Social media usage is a complete disaster, mmmkayyy?

Next question!

I’m joking, obviously. It’s like the title of Ben Goldacre’s superb book, ‘I Think You’ll Find It’s A Bit More Complicated Than That’. In fact, if you’re really interested in the non-glamorous side of social media, I’d definitely recommend a couple of books about the topic:

  1. Digital Minimalism by Cal Newport
  2. The Age of Surveillance Capitalism by Shoshana Zuboff

I am somewhat undecided when it comes to social media use. If anything, I’d probably lean towards saying the net effect is to cause more harm than good. Although information is a good thing, too much information, without any kind of context can lead to conflict. I often tease my wife whenever she shares with me stuff she finds online. “OMG, apa kata netizen nanti???” (OMG, what would the netizens say about this?).
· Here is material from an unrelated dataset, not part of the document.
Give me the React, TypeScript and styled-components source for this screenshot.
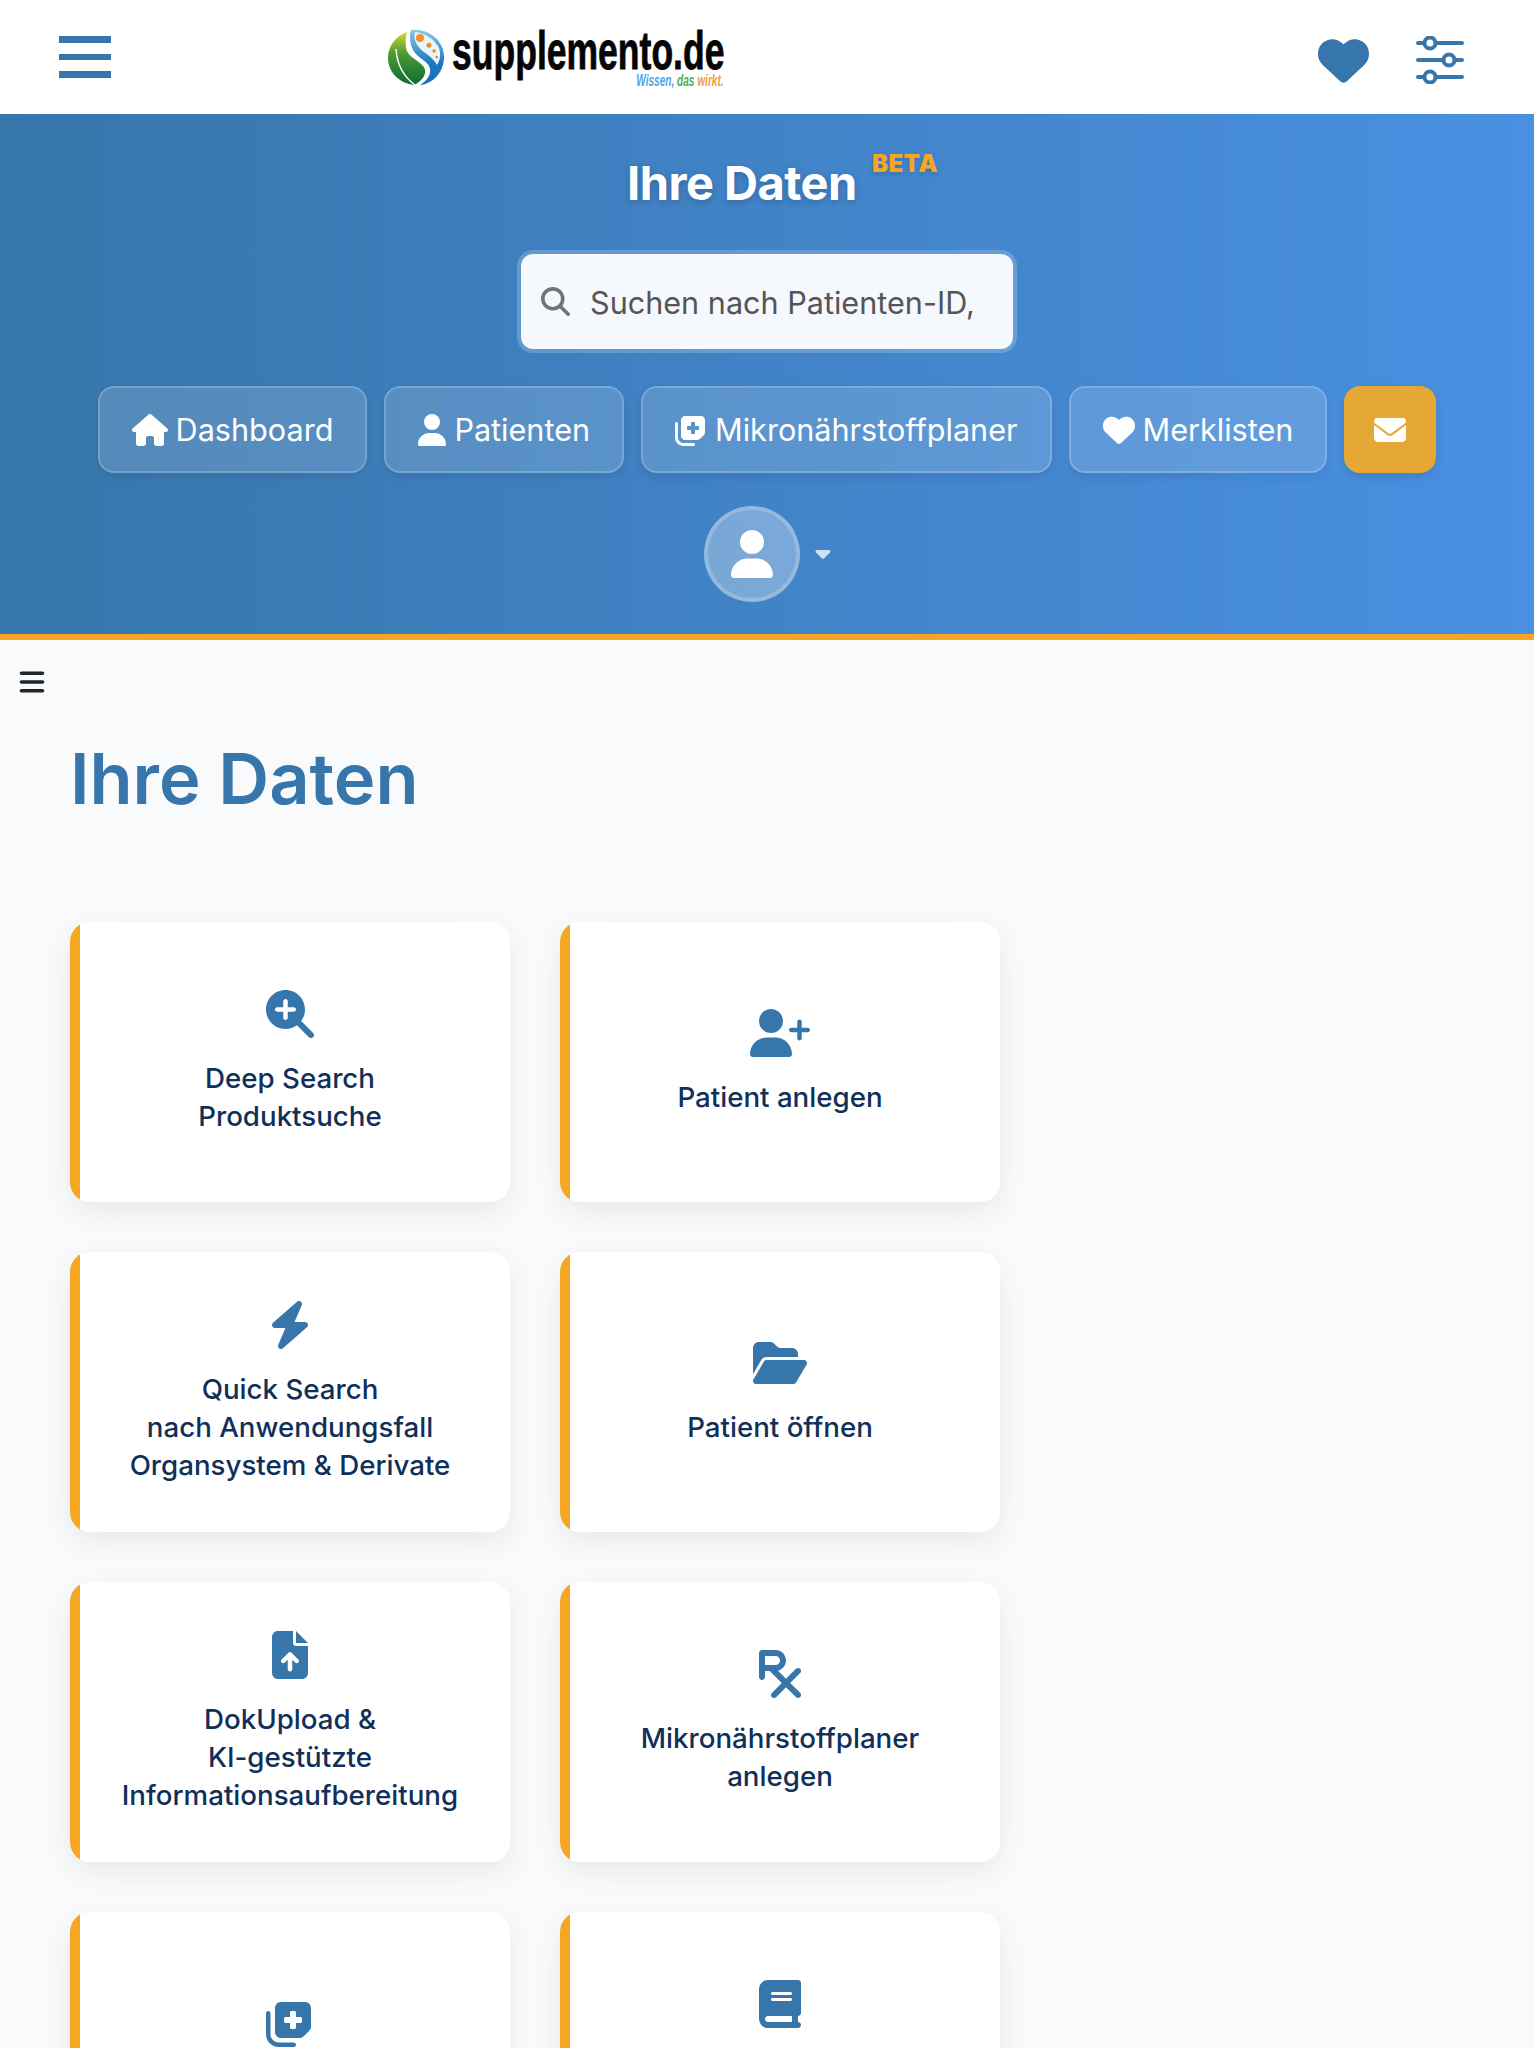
import React from "react";
import styled, { createGlobalStyle } from "styled-components";
import {
  FaBars, FaBolt, FaBook, FaCaretDown, FaEnvelope, FaFileArrowUp, FaFolderOpen, FaHeart, FaHouse,
  FaMagnifyingGlass, FaMagnifyingGlassPlus, FaNotesMedical, FaPrescription, FaUser, FaUserPlus,
} from "react-icons/fa6";

const Global = createGlobalStyle`
  html, body { margin: 0; padding: 0; background: #f9fafc; }
  body { font-family: Inter, "Liberation Sans", sans-serif; }
  * { box-sizing: border-box; }
`;
const Page = styled.div`height: 2048px; overflow: hidden; background: #f9fafc;`;
const TopBar = styled.header`height: 114px; background: #fff; display: flex; align-items: center; padding: 0 70px 0 59px;`;
const Burger = styled.div`width: 52px; display: flex; flex-direction: column; gap: 11px;`;
const BurgerLine = styled.span`height: 6.5px; background: #3776ab;`;
const Logo = styled.div`display: flex; align-items: center; margin-left: 277px; gap: 7px;`;
const Wordmark = styled.div`width: 272px; height: 62px; display: flex; flex-direction: column; align-items: flex-end;`;
const WordText = styled.span`font-family: "Liberation Sans", sans-serif; font-weight: 700; font-size: 53px; line-height: 50px; color: #050505; white-space: nowrap; transform: scaleX(.67); transform-origin: right center; -webkit-text-stroke: .8px #050505;`;
const Tagline = styled.span`font-family: "Liberation Sans", sans-serif; font-style: italic; font-weight: 700; font-size: 16px; line-height: 14px; margin-top: -2px; white-space: nowrap; transform: scaleX(.63); transform-origin: right center;`;
const TagWord = styled.span<{ $c: string }>`color: ${p => p.$c};`;
const TopActions = styled.div`margin-left: auto; padding-top: 6px; display: flex; align-items: center; gap: 47px; color: #3776ab;`;
const Hero = styled.section`height: 526px; background: linear-gradient(90deg, #3776ab 0%, #4a90e2 100%); border-bottom: 6px solid #f5a623; display: flex; flex-direction: column; align-items: center; padding-top: 33px;`;
const HeroTitle = styled.h1`margin: 1px 0 0 31px; height: 69px; display: flex; color: #fff; font-size: 47px; font-weight: 700; line-height: 70px; letter-spacing: -.5px; text-shadow: 0 2px 6px rgba(0,0,0,.2);`;
const Beta = styled.span`font-size: 24px; line-height: 30px; height: 30px; font-weight: 900; color: #f5a623; margin: 1px 0 0 15px; letter-spacing: .5px; text-shadow: 0 2px 4px rgba(0,0,0,.15);`;
const Search = styled.label`margin-top: 33px; width: 500px; height: 103px; border: 4px solid rgba(255,255,255,.2); border-radius: 16px; background: #f5f8fc; background-clip: padding-box; display: flex; align-items: center; padding: 0 20px; gap: 20px; color: #6c757d;`;
const SearchInput = styled.input`border: 0; outline: 0; background: transparent; flex: 1; min-width: 0; padding: 2px 0 0; font: 400 30.6px Inter, sans-serif; color: #555; &::placeholder { color: #555; opacity: 1; }`;
const Nav = styled.nav`margin-top: 33px; display: flex; gap: 17px;`;
const NavButton = styled.a<{ $icon: number }>`height: 87px; padding: 0 32px; display: flex; align-items: center; gap: 8px; border: 2px solid rgba(255,255,255,.2); border-radius: 16px; background: rgba(255,255,255,.14); color: #fff; font-size: 30.6px; font-weight: 400; box-shadow: 0 4px 10px rgba(0,0,0,.08); white-space: nowrap; svg { height: 32px; width: ${p => p.$icon}px; }`;
const MailButton = styled.a`width: 92px; height: 87px; border-radius: 16px; background: #e6a835; color: #fff; display: flex; align-items: center; justify-content: center; box-shadow: 0 4px 10px rgba(0,0,0,.1);`;
const Account = styled.div`margin: 33px 0 0 5px; display: flex; align-items: center; gap: 11px;`;
const Avatar = styled.div`width: 96px; height: 96px; border-radius: 50%; background: rgba(255,255,255,.3); border: 4px solid rgba(255,255,255,.2); background-clip: border-box; display: flex; align-items: center; justify-content: center; color: #fff;`;
const Caret = styled.span`display: flex; padding-bottom: 2px; color: rgba(255,255,255,.75);`;
const Main = styled.main`padding: 26px 0 0 0;`;
const SideToggle = styled.div`padding-left: 18px; height: 32px; display: flex; align-items: center; color: #212529;`;
const PageTitle = styled.h2`margin: 36px 0 0 70px; font-size: 70.4px; line-height: 90px; font-weight: 600; color: #3776ab; font-family: Inter, sans-serif;`;
const Grid = styled.div`margin: 98px 0 0 70px; display: grid; grid-template-columns: 440px 440px; grid-auto-rows: 280px; gap: 50px;`;
const Card = styled.a`background: linear-gradient(90deg, #f5a623 10px, #fff 10px); border-radius: 20px; box-shadow: 0 10px 30px rgba(0,0,0,.07); display: flex; flex-direction: column; align-items: center; justify-content: center; color: #3776ab;`;
const CardIcon = styled.div<{ $w: number }>`height: 48px; display: flex; svg { height: 48px; width: ${p => p.$w}px; }`;
const CardLabel = styled.div<{ $lines: number }>`margin-top: 21px; min-height: ${p => p.$lines * 38}px; font-size: 27.7px; line-height: 38px; font-weight: 500; color: #10305a; text-align: center; white-space: pre-line;`;

const Sliders = () => (
  <svg width="48" height="48" viewBox="0 0 48 48" fill="none" stroke="#3776ab" strokeWidth="4" strokeLinecap="round">
    <path d="M2 7h44M2 24h44M2 41h44" />
    <circle cx="14" cy="7" r="5.5" fill="#fff" />
    <circle cx="33" cy="24" r="5.5" fill="#fff" />
    <circle cx="14" cy="41" r="5.5" fill="#fff" />
  </svg>
);
const LogoMark = () => (
  <svg width="57" height="57" viewBox="0 0 57 57">
    <defs>
      <linearGradient id="g" x1="0" y1="0" x2="0" y2="1"><stop offset="0" stopColor="#d8d62a" /><stop offset=".4" stopColor="#4d9a35" /><stop offset="1" stopColor="#0c6b32" /></linearGradient>
      <linearGradient id="b" x1="0" y1="0" x2="0" y2="1"><stop offset="0" stopColor="#8cc8ea" /><stop offset=".6" stopColor="#1a78c0" /><stop offset="1" stopColor="#1a6fb0" /></linearGradient>
    </defs>
    <path d="M19 3C8 7 0 17 0 29c0 14 11 25 26 27 8-4 12-10 11-15-1-7-12-10-17-17-3-5-3-14-1-21z" fill="url(#g)" />
    <path d="M8 20c1 15 8 28 19 36" stroke="#fff" strokeWidth="1.5" fill="none" />
    <path d="M23 1c17-2 33 10 33 27 0 15-11 27-24 28 7-4 11-10 10-16-1-8-12-10-17-19-3-6-4-14-2-20z" fill="url(#b)" />
    <path d="M27 3c-2 7 2 15 9 20 6 4 11 9 13 13 4-6 4-14 1-19C45 9 36 4 27 3z" fill="#eaf4fb" />
    <circle cx="32" cy="9" r="4" fill="#f0902a" /><circle cx="41" cy="16.3" r="2.5" fill="#f0902a" /><circle cx="46" cy="22" r="1.8" fill="#f0902a" /><circle cx="48.7" cy="28" r="1.2" fill="#e8702a" />
  </svg>
);

const cards = [
  { icon: <FaMagnifyingGlassPlus />, w: 48, text: "Deep Search\nProduktsuche", lines: 2 },
  { icon: <FaUserPlus />, w: 60, text: "Patient anlegen", lines: 1 },
  { icon: <FaBolt />, w: 48, text: "Quick Search\nnach Anwendungsfall\nOrgansystem & Derivate", lines: 3 },
  { icon: <FaFolderOpen />, w: 54, text: "Patient öffnen", lines: 1 },
  { icon: <FaFileArrowUp />, w: 48, text: "DokUpload &\nKI-gestützte\nInformationsaufbereitung", lines: 3 },
  { icon: <FaPrescription />, w: 48, text: "Mikronährstoffplaner\nanlegen", lines: 2 },
  { icon: <FaNotesMedical />, w: 48, text: "", lines: 1 },
  { icon: <FaBook />, w: 48, text: "", lines: 2 },
];

export default function App() {
  return (
    <Page>
      <Global />
      <TopBar>
        <Burger><BurgerLine /><BurgerLine /><BurgerLine /></Burger>
        <Logo>
          <LogoMark />
          <Wordmark>
            <WordText>supplemento.de</WordText>
            <Tagline><TagWord $c="#4ea5e8">Wissen, </TagWord><TagWord $c="#4caf50">das </TagWord><TagWord $c="#f0a040">wirkt.</TagWord></Tagline>
          </Wordmark>
        </Logo>
        <TopActions><FaHeart size={51} /><Sliders /></TopActions>
      </TopBar>
      <Hero>
        <HeroTitle>Ihre Daten<Beta>BETA</Beta></HeroTitle>
        <Search><FaMagnifyingGlass size={29} /><SearchInput placeholder="Suchen nach Patienten-ID," /></Search>
        <Nav>
          <NavButton $icon={36}><FaHouse />Dashboard</NavButton>
          <NavButton $icon={28}><FaUser />Patienten</NavButton>
          <NavButton $icon={32}><FaNotesMedical />Mikronährstoffplaner</NavButton>
          <NavButton $icon={32}><FaHeart />Merklisten</NavButton>
          <MailButton><FaEnvelope size={32} /></MailButton>
        </Nav>
        <Account>
          <Avatar><FaUser size={48} /></Avatar>
          <Caret><FaCaretDown size={24} /></Caret>
        </Account>
      </Hero>
      <Main>
        <SideToggle><FaBars size={28} /></SideToggle>
        <PageTitle>Ihre Daten</PageTitle>
        <Grid>
          {cards.map((c, i) => (
            <Card key={i}><CardIcon $w={c.w}>{c.icon}</CardIcon><CardLabel $lines={c.lines}>{c.text}</CardLabel></Card>
          ))}
        </Grid>
      </Main>
    </Page>
  );
}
Here’s what one netizen (i.e. me) thinks about some of the social networks available these days:

Facebook

Hate it and love it. I hopped onto the Facebook bandwagon fairly early on, back when you had to have a university email address in order to become a member. I have a lot of content, and more importantly, friends on Facebook that I would lose if I deleted my account. But damn do I feel like deleting my account every time I come across another ignorant comment, rude remark, or false claim there. To be clear, I don’t expect it to be any different on other social networks, but most (if not all) of my social media use is restricted to Facebook these days, so that’s where I encounter this sort of behaviour most often. And don’t get me started on their utter lack of respect for your privacy!

Instagram

Used it for a while, long enough to come to the conclusion that I wasn’t getting anything out of it. Decided to switch to posting photos on my own blog, so instead of Instagram, I now have Imran-stagram! Deleted my account, and now some random guy on a motorcycle owns the account. If you were following me previously and are now wondering why I’m sitting astride a yellow motorcycle, well, that’s the reason why…

Twitter

I will forever have a soft spot in my heart for Twitter as I’m pretty sure it helped me get a place to do a DPhil at Oxford. I know a lot of scientists use it very effectively. Sadly, I’m not one of them. I’ve tried various apps to make it a more useful tool, but ended up being overwhelmed by the sheer volume of tweets and giving up on it.

LinkedIn

Maybe if I worked in the corporate world? But as for now, I have zero interest in LinkedIn.

To be clear, I’m not a hermit. I enjoy chatting with people. However, I must admit I’d prefer to be in a conversation with two or three people at most. I feel like that’s how all the interesting, deep, and useful conversations begin. YMMV, obviously. Thanks for reading!